The divemaster and I grabbed each other by both arms, nodded to each other, and kicked off the bottom up into the swirling fish and bubbles. We managed to stay in the eye of the tornado, avoiding bouncing off the rocky walls, until almost out of the bowl. Then the full blast of the tidal current hit us and, clinging to each other with all our strength, we swirled and tumbled in our cloud of bubbles out of the bowl and into the boiling current. There was no way to work out what way was up and what way was down, so we ignored the world and focused on our dive computers, watching to see if we were rising or sinking. With a sinking feeling I watched my computer as we were sucked away from the rocky ridge at 30 meters depth, both of us kicking uselessly upwards while we were went down to 45 meters in a matter of seconds. We both inflated our Buoyancy Vests to maximum and ignored the burning leg muscles and cramps and kicked upwards hard as we could. The current that dragged us down now changed direction, and before we could dump the air from our vests and kick downwards we were rocketed up to 5 meters, computers beeping madly to warn of dangerous ascent rates, before we could stop our ascent.

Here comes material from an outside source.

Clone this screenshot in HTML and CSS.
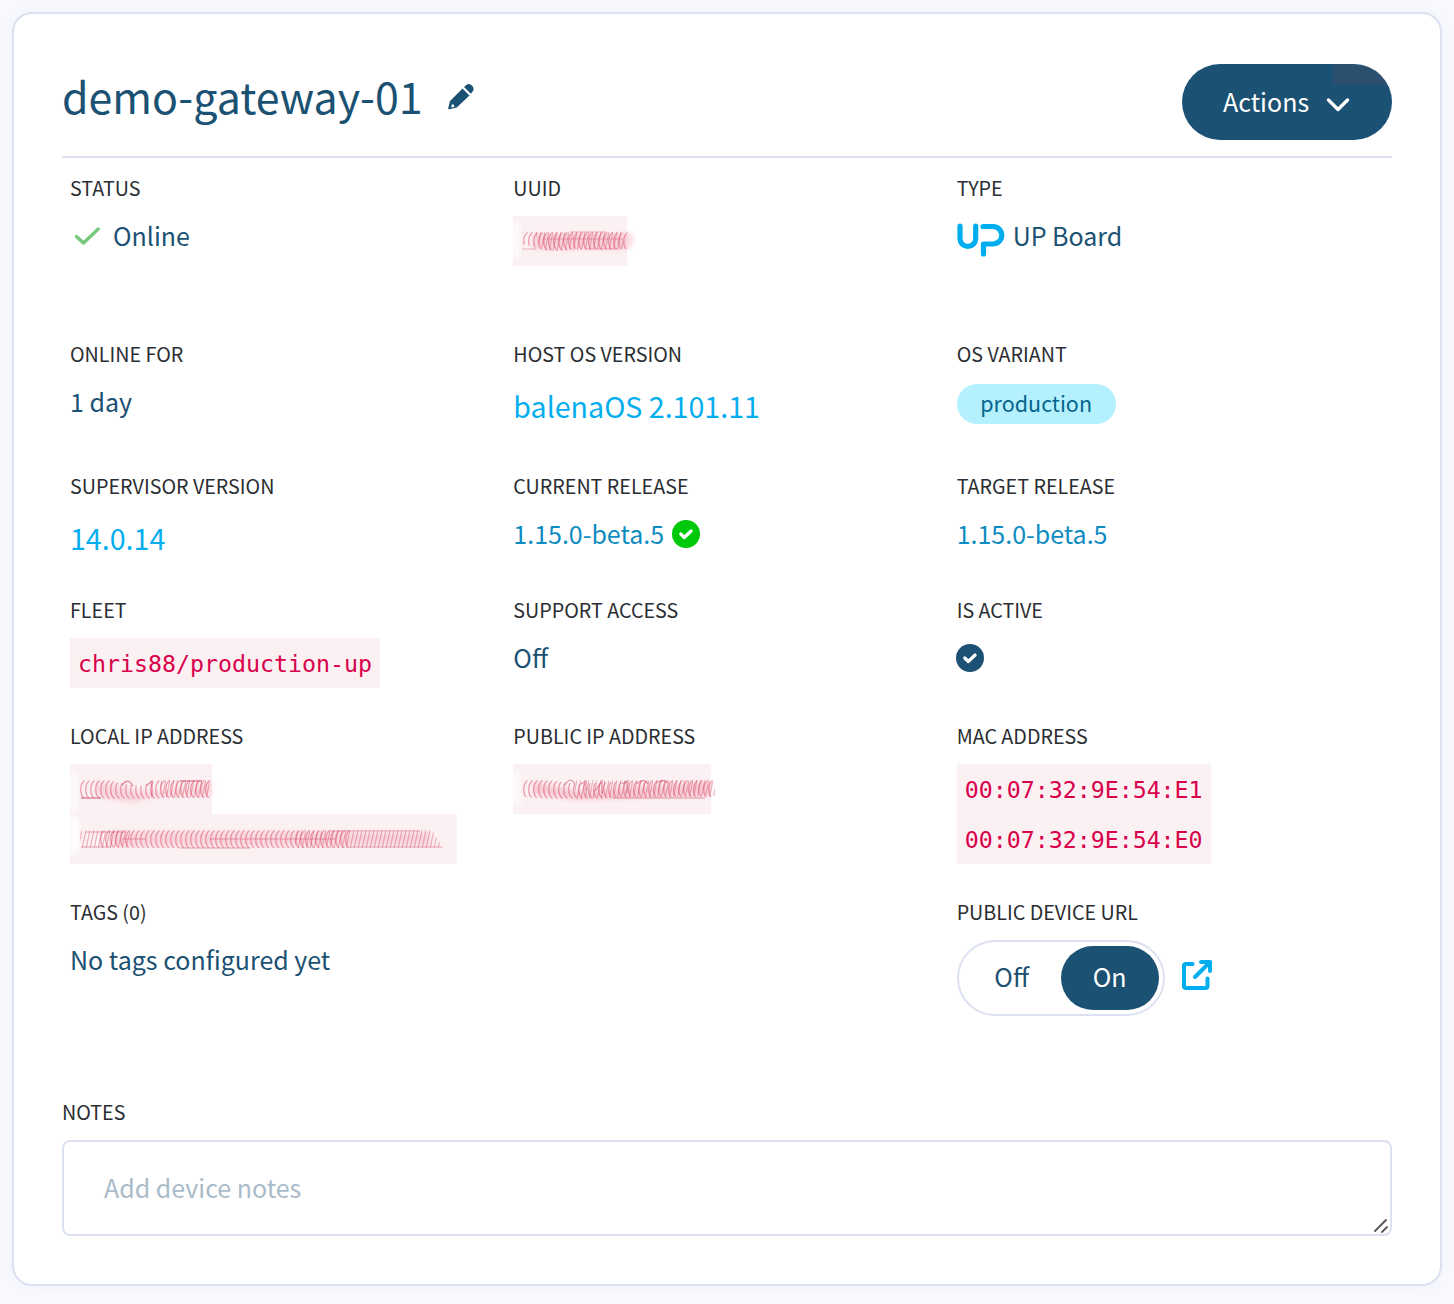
FILE: index.html
```html
<!DOCTYPE html>
<html lang="en">
<head>
<meta charset="utf-8">
<title>demo-gateway-01</title>
<link rel="stylesheet" href="styles.css">
</head>
<body>
<svg class="defs" width="0" height="0" aria-hidden="true">
  <defs>
    <pattern id="loops" y="14" width="5" height="24" patternUnits="userSpaceOnUse">
      <path d="M4.500 2.500C-.5 6 -.5 17 4.500 20.500" fill="none" stroke="#e0526f" stroke-width="1.300" opacity=".55"/>
    </pattern>
    <pattern id="slants" y="14" width="4" height="24" patternUnits="userSpaceOnUse">
      <path d="M4 2L0 21" fill="none" stroke="#dd5570" stroke-width="1.100" opacity=".45"/>
    </pattern>
    <filter id="soft" x="-10%" y="-30%" width="120%" height="160%"><feGaussianBlur stdDeviation=".6"/></filter>
    <filter id="haze" x="-20%" y="-50%" width="140%" height="200%"><feGaussianBlur stdDeviation="2.500"/></filter>
  </defs>
</svg>
<main class="card">
  <header class="head">
    <h1 class="title">demo-gateway-01</h1>
    <svg class="pencil" width="26" height="26" viewBox="0 0 26 26"><path fill="#1b5172" d="M14.500 4.600l7 7L8.700 23.400 1.200 25.200Q0 25.500.2 24.200L2 17zM16 3l2-1.800q3-2.500 6 .4 3 3.100.4 6.200L22.800 9.800z"/><path d="M3.800 20.300l2.200.5.400 1.900-3.100.7z" fill="#fff"/></svg>
    <button class="actions"><span>Actions</span>
      <svg width="24" height="16" viewBox="0 0 24 16"><path d="M2.500 3L12 12.500 21.500 3" fill="none" stroke="#fff" stroke-width="3.400" stroke-linecap="round" stroke-linejoin="round"/></svg>
    </button>
  </header>

  <section class="grid">
    <div class="cell"><div class="label">STATUS</div>
      <div class="value status"><svg width="26" height="20" viewBox="0 0 26 20"><path d="M1.500 10.500l7 6.500L23.200 3" fill="none" stroke="#76c97d" stroke-width="3.400" stroke-linecap="round" stroke-linejoin="round"/></svg>Online</div></div>
    <div class="cell"><div class="label">UUID</div>
      <div class="code redacted uuid"><svg class="smudge" width="130" height="50"><path d="M0 8h7v34H0z" fill="#fff" opacity=".7" filter="url(#haze)"/><path d="M20 18h92q8-4 8 5t-6 10H20z" fill="#ee8fa3" opacity=".33" filter="url(#haze)"/><g filter="url(#soft)"><path d="M9 15h45l3-1h58v19H62q-16 4-31 1L9 28z" fill="url(#loops)"/><path d="M20 15h90v18l-80 2z" fill="url(#slants)"/><path d="M9 33h14M30 23h80M72 33h34M57 16h36" stroke="#dc5b75" stroke-width="1" opacity=".45"/></g></svg></div></div>
    <div class="cell"><div class="label">TYPE</div>
      <div class="value board"><svg width="48" height="36" viewBox="0 0 48 36"><path d="M3 4v12.500a7.850 7.850 0 0 0 15.700 0V4M26 4.500h10a8.700 8.700 0 0 1 0 17.500H26.500V32" fill="none" stroke="#00aeef" stroke-width="5.200" stroke-linecap="round" stroke-linejoin="round"/></svg>UP Board</div></div>

    <div class="cell"><div class="label">ONLINE FOR</div><div class="value">1 day</div></div>
    <div class="cell"><div class="label">HOST OS VERSION</div><a class="value version">balenaOS 2.101.11</a></div>
    <div class="cell"><div class="label">OS VARIANT</div><span class="pill">production</span></div>

    <div class="cell"><div class="label">SUPERVISOR VERSION</div><a class="value version">14.0.14</a></div>
    <div class="cell"><div class="label">CURRENT RELEASE</div>
      <div class="value release">1.15.0-beta.5<svg class="badge" width="28" height="28" viewBox="0 0 28 28"><circle cx="14" cy="14" r="14" fill="#00c80a"/><path d="M8.800 14l3.500 3.500 6.800-6.500" fill="none" stroke="#fff" stroke-width="3.200" stroke-linecap="round" stroke-linejoin="round"/></svg></div></div>
    <div class="cell"><div class="label">TARGET RELEASE</div><div class="value release">1.15.0-beta.5</div></div>

    <div class="cell"><div class="label">FLEET</div><code class="code">chris88/production-up</code></div>
    <div class="cell"><div class="label">SUPPORT ACCESS</div><div class="value">Off</div></div>
    <div class="cell"><div class="label">IS ACTIVE</div><svg class="active" width="28" height="28" viewBox="0 0 28 28"><circle cx="14" cy="14" r="14" fill="#1b5172"/><path d="M8.800 14l3.500 3.500 6.800-6.500" fill="none" stroke="#fff" stroke-width="3.200" stroke-linecap="round" stroke-linejoin="round"/></svg></div>

    <div class="cell"><div class="label">LOCAL IP ADDRESS</div>
      <div class="code redacted local-a"><svg class="smudge" width="160" height="50"><path d="M0 8h7v40H0z" fill="#fff" opacity=".7" filter="url(#haze)"/><path d="M26 18q20 3 38 8t78-8v14q-55-3-78 7-20-2-38-8z" fill="#ee8fa3" opacity=".28" filter="url(#haze)"/><g filter="url(#soft)"><path d="M10 16h28q18 5 34 6l16-6h52v18H94q-28 5-42 3T10 34z" fill="url(#loops)"/><path d="M90 15h50v18H90z" fill="url(#slants)"/><path d="M11 34h20M110 17h22M52 21q6-8 11 1M76 22l6-5v16" fill="none" stroke="#d04d6b" stroke-width="1.300" opacity=".6"/></g></svg></div>
      <div class="code redacted local-b"><svg class="smudge" width="387" height="50"><path d="M0 4h9v34H0z" fill="#fff" opacity=".9" filter="url(#haze)"/><path d="M40 18h320v14H40z" fill="#ee8fa3" opacity=".28" filter="url(#haze)"/><g filter="url(#soft)"><path d="M30 16h80l50-2 60 2h60v18H80l-50-1z" fill="url(#loops)"/><path d="M10 16h50v18H10zM225 16h137l11 18H225z" fill="url(#slants)"/><path d="M11 33h30M52 25h24M140 25h50M190 25h75M110 34h70M280 33h92M16 18h40M260 17h90" stroke="#d04d6b" stroke-width="1.100" opacity=".45"/></g></svg></div></div>
    <div class="cell"><div class="label">PUBLIC IP ADDRESS</div>
      <div class="code redacted public"><svg class="smudge" width="214" height="50"><path d="M0 8h7v34H0z" fill="#fff" opacity=".7" filter="url(#haze)"/><path d="M20 18l45 9 133-9v13l-133 5-45-6z" fill="#ee8fa3" opacity=".38" filter="url(#haze)"/><g filter="url(#soft)"><path d="M10 15h20l32 5 75-4h62v17h-94q-32 5-55 3T10 33z" fill="url(#loops)"/><path d="M62 16h140v16l-140 3z" fill="url(#slants)"/><path d="M52 21q5-9 10-1M68 20l5-3v10M82 27l7-10v12M109 20l5-3v12M124 20q6-7 11 0M144 19q6-5 11 0M100 34h92" fill="none" stroke="#d04d6b" stroke-width="1.200" opacity=".6"/></g></svg></div></div>
    <div class="cell"><div class="label">MAC ADDRESS</div><code class="code">00:07:32:9E:54:E1</code><code class="code">00:07:32:9E:54:E0</code></div>

    <div class="cell wide"><div class="label">TAGS (0)</div><div class="value">No tags configured yet</div></div>
    <div class="cell"><div class="label">PUBLIC DEVICE URL</div>
      <div class="url"><div class="toggle"><span class="off">Off</span><span class="on">On</span></div>
      <svg width="32" height="32" viewBox="0 0 32 32"><g fill="none" stroke="#00aeef" stroke-width="4" stroke-linecap="round" stroke-linejoin="round"><path d="M11.500 5H5a2 2 0 0 0-2 2v20a2 2 0 0 0 2 2h19.500a2 2 0 0 0 2-2v-7.500M14 18L27 5"/><path d="M20 3h9v9"/></g><path d="M22 2h9v9z" fill="#00aeef"/></svg></div></div>
  </section>

  <section class="notes">
    <label class="label" for="notes">NOTES</label>
    <div class="field">
      <textarea id="notes" placeholder="Add device notes"></textarea>
      <svg class="grip" width="16" height="16" viewBox="0 0 16 16"><path d="M2 13L13 2M9 14l5-5" stroke="#555" stroke-width="1.800" stroke-linecap="round"/></svg>
    </div>
  </section>
</main>
</body>
</html>
```
FILE: styles.css
```css
* { box-sizing: border-box; }
body {
  margin: 0;
  padding: 12px;
  height: 1304px;
  background: #f9fafe;
  color: #1b5172;
  font: 25px/38px "Noto Sans CJK SC", sans-serif;
}
.defs { position: absolute; }
svg { flex: none; display: block; }
.card {
  height: 1274px;
  padding: 50px 48px;
  background: #fff;
  border: 2px solid #dce1f2;
  border-radius: 20px;
  box-shadow: 0 0 20px rgba(90, 110, 200, .06);
}
.head {
  display: flex;
  height: 94px;
  border-bottom: 2px solid #dce1f2;
}
.title { margin: 0; font-size: 42.900px; line-height: 63px; font-weight: 400; white-space: nowrap; }
.pencil { margin: 20px 0 0 25px; }
.actions {
  display: flex;
  align-items: center;
  width: 210px;
  height: 76px;
  margin-left: auto;
  padding: 0 0 0 41px;
  gap: 17px;
  border: 0;
  border-radius: 38px;
  color: #fff;
  font: inherit;
  background: linear-gradient(#2b506f, #2b506f) 151px 0 / 59px 21px no-repeat #1b5172;
}
.actions span { padding-bottom: 3px; }
.actions svg { margin-top: 5px; }
.grid {
  display: grid;
  grid-template-columns: repeat(3, 1fr);
  grid-template-rows: 166px 132px 124px 126px 176px 200px;
  padding-top: 14px;
}
.cell { padding-left: 8px; }
.wide { grid-column: span 2; }
.label {
  display: block;
  height: 44px;
  color: #2a2d31;
  font-size: 19.700px;
  line-height: 31px;
}
.value { display: flex; }
.status { gap: 12px; padding-left: 5px; }
.status svg { margin-top: 10px; }
.board { gap: 8px; }
.board svg { margin-top: 6px; }
.version { color: #00aeef; font-size: 28.600px; line-height: 47px; }
.release { color: #0d8cc1; }
.badge { margin: 6px 0 0 8px; }
.active { margin: 6px 0 0 -1px; }
.pill {
  display: block;
  width: 159px;
  height: 40px;
  margin-top: 2px;
  border-radius: 20px;
  background: #b5f0ff;
  color: #05668c;
  font-size: 21.500px;
  line-height: 37px;
  text-align: center;
}
.code {
  display: block;
  width: max-content;
  height: 50px;
  padding: 0 8px;
  background: #fbf1f3;
  color: #d9004c;
  font: 23.255px/52px "DejaVu Sans Mono", monospace;
}
.redacted { position: relative; padding: 0; }
.smudge { position: absolute; left: 0; top: 0; }
.uuid { width: 114px; }
.local-a { width: 142px; }
.local-b { width: 387px; }
.public { width: 198px; }
.url { display: flex; gap: 16px; }
.url > svg { margin-top: 19px; }
.toggle {
  display: flex;
  width: 208px;
  height: 76px;
  padding: 4px;
  border: 2px solid #dce1f2;
  border-radius: 38px;
  line-height: 60px;
}
.off { width: 98px; text-align: center; }
.on { width: 98px; height: 64px; border-radius: 32px; background: #1b5172; color: #fff; text-align: center; }
.field { position: relative; height: 96px; }
textarea {
  display: block;
  width: 100%;
  height: 96px;
  padding: 26px 40px;
  border: 2px solid #dce1f2;
  border-radius: 8px;
  resize: none;
  background: #fff;
  font: inherit;
  overflow: hidden;
}
textarea::placeholder { color: #a9bbc9; opacity: 1; }
.grip { position: absolute; right: 3px; bottom: 2px; }
```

We descended back down to 20 meters and now out of the worst of the boiling we slowly ascended to avoid decompression illness. We surfaced to find we were about 2km from where we had descended, and inflated our orange balloon to attract the attention of our boat driver. What a wild ride – I didn’t stop smiling for hours – but we were lucky, and if we had not been so well equipped and experienced we could have gotten in serious trouble. About two months earlier an inexperienced diver in the canyons lost a fin, lost his grip on his rock, and before his dive buddy knew what had happened had been sucked down into the depths, never to be seen again.